Shortly After Giving Birth
Immediately after giving birth, moms can expect to shed the weight of the baby, as well as some weight from blood, amniotic fluid and placenta, which may leave you around 12 pounds lighter, according to the Baby Center article, "Body Changes After Childbirth." During your first week, you may also notice that you are sweating and urinating a lot more than usual. By the end of that week, you may find yourself about 5 pounds lighter -- meaning a total loss of 17 pounds since giving birth.
Weeks After Birth
The good news is that most women will lose about half of their pregnancy weight gain by 6 weeks postpartum, according to the U.S. National Library of Medicine article, "Losing Weight After Pregnancy." It may take 6 months after giving birth, or longer, to lose all of the additional weight.

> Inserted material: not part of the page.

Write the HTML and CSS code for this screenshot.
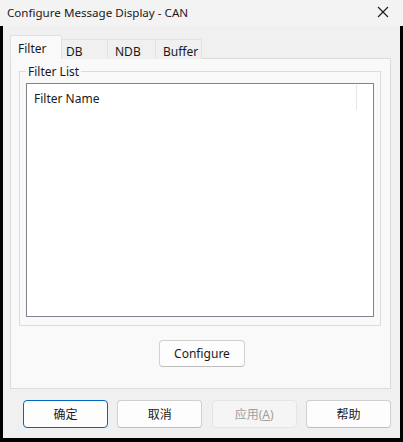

Some women may not lose much weight during that time, especially if they did not gain much weight during pregnancy. For these women, weight loss may pick up when a doctor gives them permission to resume exercise routines, usually at the 6-week postpartum checkup.
Breastfeeding can burn up to 500 calories per day, so ditching the formula may mean speedier weight loss, according to the La Leche League International article, "Weight Loss While Breastfeeding." Breastfeeding mothers who eat when hungry may lose between 1 and 1 1/2 pounds per month during the first 4 to 6 months after delivery. Eating a varied diet with plenty of fresh fruits, vegetables and grains, as well as getting back into an exercise routine, may also help you get back to your pre-baby weight sooner, according to The Mayo Clinic article, "Weight Loss After Pregnancy: Reclaiming Your Body."